Train custom model on instance segmentation dataset

For instance segmentation I'll make use of my Microcontroller instance segmentation dataset, which I labeled with labelme.

Instead of XML files we now have JSON files with the following format:

{
  "version": "4.2.9",
  "flags": {},
  "shapes": [
    {
      "label": "Arduino_Nano",
      "points": [
        [
          318.9368770764119,
          307.30897009966776
        ],
        [
          328.4053156146179,
          307.1428571428571
        ],
        [
          323.75415282392026,
          293.0232558139535
        ],
        [
          530.2839116719243,
          269.4006309148265
        ],
        [
          549.2146596858638,
          315.9685863874345
        ],
        [
          339.79057591623035,
          341.0994764397906
        ],
        [
          336.1256544502618,
          327.7486910994764
        ],
        [
          326.1780104712042,
          328.5340314136125
        ]
      ],
      "group_id": null,
      "shape_type": "polygon",
      "flags": {}
    }
  ],
  "imagePath": "IMG_20181228_101826.jpg",
  "imageData": "...",
  "imageHeight": 600,
  "imageWidth": 800
}

To load in the polygon annotations we will have to make some changes to the load_mask method.

class MicrocontrollerDataset(utils.Dataset):
    def load_dataset(self, dataset_dir):
        self.add_class('dataset', 1, 'Raspberry_Pi_3')
        self.add_class('dataset', 2, 'Arduino_Nano')
        self.add_class('dataset', 3, 'ESP8266')
        self.add_class('dataset', 4, 'Heltec_ESP32_Lora')
        
        # find all images
        for i, filename in enumerate(os.listdir(dataset_dir)):
            if '.jpg' in filename:
                self.add_image('dataset', 
                               image_id=i, 
                               path=os.path.join(dataset_dir, filename), 
                               annotation=os.path.join(dataset_dir, filename.replace('.jpg', '.json')))
    
    def extract_masks(self, filename):
        json_file = os.path.join(filename)
        with open(json_file) as f:
            img_anns = json.load(f)
            
        masks = np.zeros([600, 800, len(img_anns['shapes'])], dtype='uint8')
        classes = []
        for i, anno in enumerate(img_anns['shapes']):
            mask = np.zeros([600, 800], dtype=np.uint8)
            cv2.fillPoly(mask, np.array([anno['points']], dtype=np.int32), 1)
            masks[:, :, i] = mask
            classes.append(self.class_names.index(anno['label']))
        return masks, classes
 
    # load the masks for an image
    def load_mask(self, image_id):
        # get details of image
        info = self.image_info[image_id]
        # define box file location
        path = info['annotation']
        # load XML
        masks, classes = self.extract_masks(path)
        return masks, np.asarray(classes, dtype='int32')
    
    def image_reference(self, image_id):
        info = self.image_info[image_id]
        return info['path']

Everything else stays the same as in the object detection example. You can find the full code in the MaskRCNN Microcontroller Segmentation file.

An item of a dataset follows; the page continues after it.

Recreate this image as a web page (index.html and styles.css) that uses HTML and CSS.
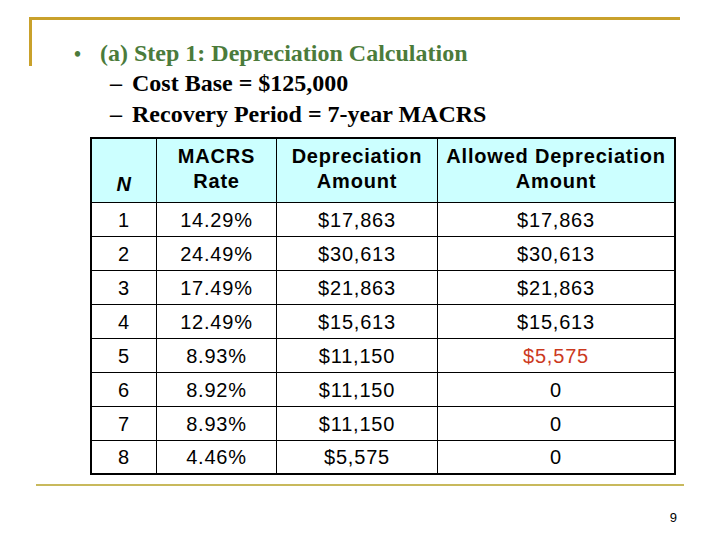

Instance Segmentation model prediction on the test set
Figure 6: Instance Segmentation model prediction on the test set

Summary

In this article, you discovered how to use Matterport Mask R-CNN to run a pre-trained Mask R-CNN model on an image or a video and how to train your own custom model with both an object detection and an instance segmentation dataset.